## THE PROBLEM
Copy nothing but the text: reproduce each line of the listing exactly and leave the pictures out.

## DATA LINES
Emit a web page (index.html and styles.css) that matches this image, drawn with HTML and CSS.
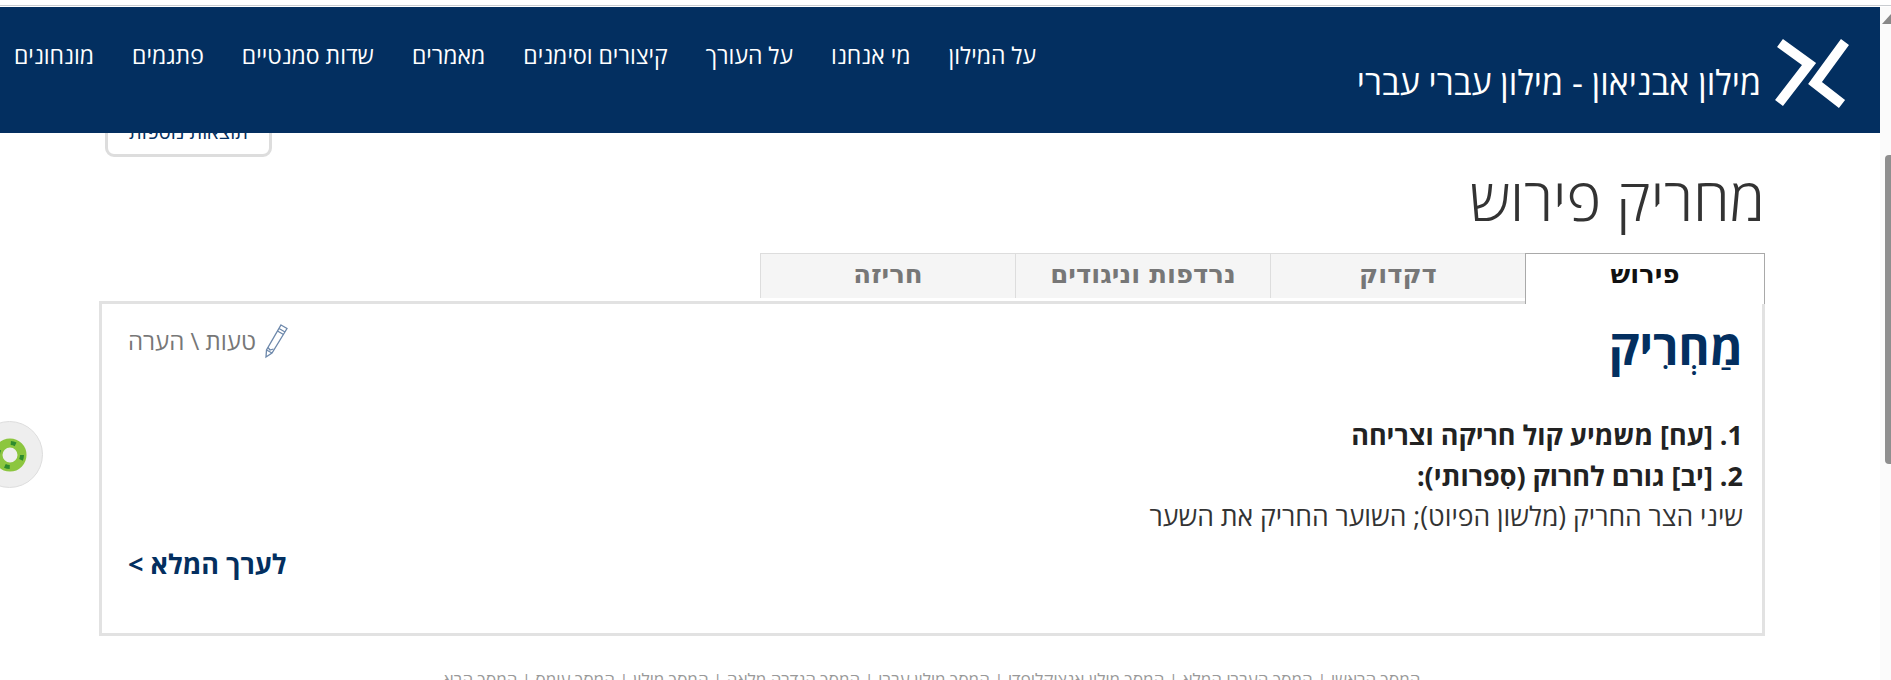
FILE: index.html
```html
<!DOCTYPE html>
<html lang="he" dir="rtl">
<head>
  <meta charset="UTF-8">
  <meta name="viewport" content="width=device-width, initial-scale=1.0">
  <title>מחריק פירוש</title>
  <link rel="stylesheet" href="styles.css">
</head>
<body>
  <header class="site-header">
    <a href="#" class="brand">
      <svg class="brand-logo" viewBox="0 0 74 72" width="74" height="72" aria-hidden="true">
        <path d="M5 6 L34 27 L4 66" />
        <path d="M70 5 L40 46 L67 67" />
      </svg>
      <span class="brand-name">מילון אבניאון - מילון עברי עברי</span>
    </a>
    <nav class="main-nav">
      <a href="#">על המילון</a>
      <a href="#">מי אנחנו</a>
      <a href="#">על העורך</a>
      <a href="#">קיצורים וסימנים</a>
      <a href="#">מאמרים</a>
      <a href="#">שדות סמנטיים</a>
      <a href="#">פתגמים</a>
      <a href="#">מונחונים</a>
    </nav>
  </header>

  <main class="page">
    <div class="more-row">
      <a href="#" class="more-results">תוצאות נוספות</a>
    </div>

    <h1 class="page-title">מחריק פירוש</h1>

    <div class="tabs">
      <a href="#" class="tab tab-active">פירוש</a>
      <a href="#" class="tab">דקדוק</a>
      <a href="#" class="tab">נרדפות וניגודים</a>
      <a href="#" class="tab">חריזה</a>
    </div>

    <section class="entry">
      <div class="entry-head">
        <h2 class="headword">מַחְרִיק</h2>
        <a href="#" class="report">
          <svg class="pencil" viewBox="0 0 24 36" width="24" height="36" aria-hidden="true">
            <path d="M17 2 L23 5.500 L8 30 L2 34 L2.500 27 Z" />
            <path d="M15 5.500 L21 9 M13.500 8 L19.500 11.500 M2.500 27 L8 30 M4 24.500 L6 27 L9.500 26" />
          </svg>
          <span>טעות \ הערה</span>
        </a>
      </div>

      <p class="sense">1. [עח] משמיע קול חריקה וצריחה</p>
      <p class="sense">2. [יב] גורם לחרוק (סִפרותי):</p>
      <p class="example">שיני הצר החריק (מלשון הפיוט); השוער החריק את השער</p>

      <a href="#" class="full-entry">לערך המלא &gt;</a>
    </section>

    <footer class="site-footer">
      <a href="#">המסך הראשי</a> | <a href="#">המסך העברי המלא</a> | <a href="#">המסך מילון אנציקלופדי</a> | <a href="#">המסך מילון עברי</a> | <a href="#">המסך הגדרה מלאה</a> | <a href="#">המסך מילון</a> | <a href="#">המסך עומס</a> | <a href="#">המסך הבא</a>
    </footer>
  </main>

  <button class="side-widget" aria-label="נגישות">
    <svg viewBox="0 0 36 36" width="36" height="36" aria-hidden="true">
      <circle class="ring" cx="18" cy="18" r="12" />
      <circle class="ring-dash" cx="18" cy="18" r="12" />
    </svg>
  </button>

  <div class="scrollbar">
    <span class="scroll-arrow"></span>
    <span class="scroll-thumb"></span>
  </div>
</body>
</html>
```

FILE: styles.css
```css
html, body {
  height: 100%;
  overflow: hidden;
}

body {
  margin: 0;
  background: #fff;
  color: #333;
  font-family: "Open Sans", "Liberation Sans", sans-serif;
  border-top: 6px solid transparent;
}

body::before {
  content: "";
  position: fixed;
  top: 5px;
  left: 0;
  right: 0;
  height: 1px;
  background: #c9ccd0;
}

a {
  text-decoration: none;
  color: inherit;
}

.site-header {
  position: fixed;
  top: 7px;
  left: 0;
  right: 11px;
  height: 126px;
  z-index: 5;
  background: #032f60;
  color: #fff;
  display: flex;
  justify-content: space-between;
  padding: 0 31px 0 14px;
}

.brand {
  display: flex;
  align-items: flex-start;
  gap: 14px;
  padding-top: 30px;
}

.brand-logo {
  flex: none;
}

.brand-logo path {
  fill: none;
  stroke: #fff;
  stroke-width: 10;
  stroke-linejoin: miter;
}

.brand-name {
  font-size: 34px;
  line-height: 40px;
  margin-top: 25px;
  white-space: nowrap;
}

.main-nav {
  display: flex;
  gap: 38px;
  padding-top: 28px;
  font-size: 23px;
  line-height: 40px;
  white-space: nowrap;
}

.page {
  margin: 0 126px 0 99px;
  padding-top: 94px;
}

.more-row {
  display: flex;
  justify-content: flex-end;
  padding-left: 6px;
}

.more-results {
  width: 161px;
  height: 51px;
  border: 3px solid #ddd;
  border-radius: 9px;
  color: #032f60;
  font-size: 20px;
  line-height: 58px;
  text-align: center;
  white-space: nowrap;
}

.page-title {
  margin: 0;
  font-size: 59px;
  line-height: 82px;
  font-weight: 300;
  color: #333;
}

.tabs {
  display: flex;
  margin-top: 14px;
}

.tab {
  box-sizing: border-box;
  width: 255px;
  height: 45px;
  margin-bottom: 3px;
  background: #f5f5f5;
  border: 1px solid #ddd;
  border-bottom: none;
  border-right: none;
  color: #777;
  font-family: "DejaVu Sans", sans-serif;
  font-size: 26px;
  font-weight: 700;
  line-height: 40px;
  text-align: center;
}

.tab-active {
  width: 240px;
  height: 51px;
  margin-bottom: -3px;
  position: relative;
  background: #fff;
  border: 1px solid #a9a9a9;
  border-bottom: none;
  color: #111;
}

.entry {
  box-sizing: border-box;
  height: 335px;
  border: 3px solid #e2e2e2;
  padding: 13px 19px 0 26px;
}

.entry-head {
  display: flex;
  justify-content: space-between;
  align-items: flex-start;
  margin-bottom: 37px;
}

.headword {
  margin: 0;
  font-size: 48px;
  line-height: 60px;
  font-weight: 700;
  color: #032f60;
}

.report {
  display: flex;
  align-items: center;
  gap: 8px;
  margin-top: 6px;
  color: #777;
  font-size: 24px;
  line-height: 36px;
}

.pencil path {
  fill: none;
  stroke: #6d88ab;
  stroke-width: 1.300;
}

.sense,
.example {
  margin: 0;
  font-size: 27px;
  line-height: 41px;
}

.example {
  font-size: 26.500px;
}

.sense {
  font-weight: 700;
  color: #222;
}

.full-entry {
  display: block;
  margin-top: 6px;
  font-size: 27px;
  line-height: 41px;
  font-weight: 700;
  color: #032f60;
  text-align: left;
}

.site-footer {
  margin-top: 35px;
  font-size: 17px;
  line-height: 18px;
  color: #999;
  text-align: center;
}

.side-widget {
  position: fixed;
  left: -24px;
  top: 421px;
  width: 67px;
  height: 67px;
  padding: 0;
  border: 1px solid #ddd;
  border-radius: 50%;
  background: #eee;
  display: flex;
  align-items: center;
  justify-content: center;
}

.ring {
  fill: none;
  stroke: #8cc63f;
  stroke-width: 9;
}

.ring-dash {
  fill: none;
  stroke: #2e8b2e;
  stroke-width: 4;
  stroke-dasharray: 5 14;
}

.scrollbar {
  position: fixed;
  top: 7px;
  right: 0;
  bottom: 0;
  width: 11px;
  background: #fbfbfb;
}

.scroll-arrow {
  position: absolute;
  top: 7px;
  left: 2px;
  width: 0;
  height: 0;
  border-left: 9px solid transparent;
  border-right: 9px solid transparent;
  border-bottom: 10px solid #888;
}

.scroll-thumb {
  position: absolute;
  top: 148px;
  left: 5px;
  width: 6px;
  height: 309px;
  background: #8f8f8f;
  border-radius: 4px 0 0 4px;
}
```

## SOLUTION FOR THIS PROBLEM
Emit a web page (index.html and styles.css) that matches this image, drawn with HTML and CSS.
FILE: index.html
```html
<!DOCTYPE html>
<html lang="he" dir="rtl">
<head>
  <meta charset="UTF-8">
  <meta name="viewport" content="width=device-width, initial-scale=1.0">
  <title>מחריק פירוש</title>
  <link rel="stylesheet" href="styles.css">
</head>
<body>
  <header class="site-header">
    <a href="#" class="brand">
      <svg class="brand-logo" viewBox="0 0 74 72" width="74" height="72" aria-hidden="true">
        <path d="M5 6 L34 27 L4 66" />
        <path d="M70 5 L40 46 L67 67" />
      </svg>
      <span class="brand-name">מילון אבניאון - מילון עברי עברי</span>
    </a>
    <nav class="main-nav">
      <a href="#">על המילון</a>
      <a href="#">מי אנחנו</a>
      <a href="#">על העורך</a>
      <a href="#">קיצורים וסימנים</a>
      <a href="#">מאמרים</a>
      <a href="#">שדות סמנטיים</a>
      <a href="#">פתגמים</a>
      <a href="#">מונחונים</a>
    </nav>
  </header>

  <main class="page">
    <div class="more-row">
      <a href="#" class="more-results">תוצאות נוספות</a>
    </div>

    <h1 class="page-title">מחריק פירוש</h1>

    <div class="tabs">
      <a href="#" class="tab tab-active">פירוש</a>
      <a href="#" class="tab">דקדוק</a>
      <a href="#" class="tab">נרדפות וניגודים</a>
      <a href="#" class="tab">חריזה</a>
    </div>

    <section class="entry">
      <div class="entry-head">
        <h2 class="headword">מַחְרִיק</h2>
        <a href="#" class="report">
          <svg class="pencil" viewBox="0 0 24 36" width="24" height="36" aria-hidden="true">
            <path d="M17 2 L23 5.500 L8 30 L2 34 L2.500 27 Z" />
            <path d="M15 5.500 L21 9 M13.500 8 L19.500 11.500 M2.500 27 L8 30 M4 24.500 L6 27 L9.500 26" />
          </svg>
          <span>טעות \ הערה</span>
        </a>
      </div>

      <p class="sense">1. [עח] משמיע קול חריקה וצריחה</p>
      <p class="sense">2. [יב] גורם לחרוק (סִפרותי):</p>
      <p class="example">שיני הצר החריק (מלשון הפיוט); השוער החריק את השער</p>

      <a href="#" class="full-entry">לערך המלא &gt;</a>
    </section>

    <footer class="site-footer">
      <a href="#">המסך הראשי</a> | <a href="#">המסך העברי המלא</a> | <a href="#">המסך מילון אנציקלופדי</a> | <a href="#">המסך מילון עברי</a> | <a href="#">המסך הגדרה מלאה</a> | <a href="#">המסך מילון</a> | <a href="#">המסך עומס</a> | <a href="#">המסך הבא</a>
    </footer>
  </main>

  <button class="side-widget" aria-label="נגישות">
    <svg viewBox="0 0 36 36" width="36" height="36" aria-hidden="true">
      <circle class="ring" cx="18" cy="18" r="12" />
      <circle class="ring-dash" cx="18" cy="18" r="12" />
    </svg>
  </button>

  <div class="scrollbar">
    <span class="scroll-arrow"></span>
    <span class="scroll-thumb"></span>
  </div>
</body>
</html>
```

FILE: styles.css
```css
html, body {
  height: 100%;
  overflow: hidden;
}

body {
  margin: 0;
  background: #fff;
  color: #333;
  font-family: "Open Sans", "Liberation Sans", sans-serif;
  border-top: 6px solid transparent;
}

body::before {
  content: "";
  position: fixed;
  top: 5px;
  left: 0;
  right: 0;
  height: 1px;
  background: #c9ccd0;
}

a {
  text-decoration: none;
  color: inherit;
}

.site-header {
  position: fixed;
  top: 7px;
  left: 0;
  right: 11px;
  height: 126px;
  z-index: 5;
  background: #032f60;
  color: #fff;
  display: flex;
  justify-content: space-between;
  padding: 0 31px 0 14px;
}

.brand {
  display: flex;
  align-items: flex-start;
  gap: 14px;
  padding-top: 30px;
}

.brand-logo {
  flex: none;
}

.brand-logo path {
  fill: none;
  stroke: #fff;
  stroke-width: 10;
  stroke-linejoin: miter;
}

.brand-name {
  font-size: 34px;
  line-height: 40px;
  margin-top: 25px;
  white-space: nowrap;
}

.main-nav {
  display: flex;
  gap: 38px;
  padding-top: 28px;
  font-size: 23px;
  line-height: 40px;
  white-space: nowrap;
}

.page {
  margin: 0 126px 0 99px;
  padding-top: 94px;
}

.more-row {
  display: flex;
  justify-content: flex-end;
  padding-left: 6px;
}

.more-results {
  width: 161px;
  height: 51px;
  border: 3px solid #ddd;
  border-radius: 9px;
  color: #032f60;
  font-size: 20px;
  line-height: 58px;
  text-align: center;
  white-space: nowrap;
}

.page-title {
  margin: 0;
  font-size: 59px;
  line-height: 82px;
  font-weight: 300;
  color: #333;
}

.tabs {
  display: flex;
  margin-top: 14px;
}

.tab {
  box-sizing: border-box;
  width: 255px;
  height: 45px;
  margin-bottom: 3px;
  background: #f5f5f5;
  border: 1px solid #ddd;
  border-bottom: none;
  border-right: none;
  color: #777;
  font-family: "DejaVu Sans", sans-serif;
  font-size: 26px;
  font-weight: 700;
  line-height: 40px;
  text-align: center;
}

.tab-active {
  width: 240px;
  height: 51px;
  margin-bottom: -3px;
  position: relative;
  background: #fff;
  border: 1px solid #a9a9a9;
  border-bottom: none;
  color: #111;
}

.entry {
  box-sizing: border-box;
  height: 335px;
  border: 3px solid #e2e2e2;
  padding: 13px 19px 0 26px;
}

.entry-head {
  display: flex;
  justify-content: space-between;
  align-items: flex-start;
  margin-bottom: 37px;
}

.headword {
  margin: 0;
  font-size: 48px;
  line-height: 60px;
  font-weight: 700;
  color: #032f60;
}

.report {
  display: flex;
  align-items: center;
  gap: 8px;
  margin-top: 6px;
  color: #777;
  font-size: 24px;
  line-height: 36px;
}

.pencil path {
  fill: none;
  stroke: #6d88ab;
  stroke-width: 1.300;
}

.sense,
.example {
  margin: 0;
  font-size: 27px;
  line-height: 41px;
}

.example {
  font-size: 26.500px;
}

.sense {
  font-weight: 700;
  color: #222;
}

.full-entry {
  display: block;
  margin-top: 6px;
  font-size: 27px;
  line-height: 41px;
  font-weight: 700;
  color: #032f60;
  text-align: left;
}

.site-footer {
  margin-top: 35px;
  font-size: 17px;
  line-height: 18px;
  color: #999;
  text-align: center;
}

.side-widget {
  position: fixed;
  left: -24px;
  top: 421px;
  width: 67px;
  height: 67px;
  padding: 0;
  border: 1px solid #ddd;
  border-radius: 50%;
  background: #eee;
  display: flex;
  align-items: center;
  justify-content: center;
}

.ring {
  fill: none;
  stroke: #8cc63f;
  stroke-width: 9;
}

.ring-dash {
  fill: none;
  stroke: #2e8b2e;
  stroke-width: 4;
  stroke-dasharray: 5 14;
}

.scrollbar {
  position: fixed;
  top: 7px;
  right: 0;
  bottom: 0;
  width: 11px;
  background: #fbfbfb;
}

.scroll-arrow {
  position: absolute;
  top: 7px;
  left: 2px;
  width: 0;
  height: 0;
  border-left: 9px solid transparent;
  border-right: 9px solid transparent;
  border-bottom: 10px solid #888;
}

.scroll-thumb {
  position: absolute;
  top: 148px;
  left: 5px;
  width: 6px;
  height: 309px;
  background: #8f8f8f;
  border-radius: 4px 0 0 4px;
}
```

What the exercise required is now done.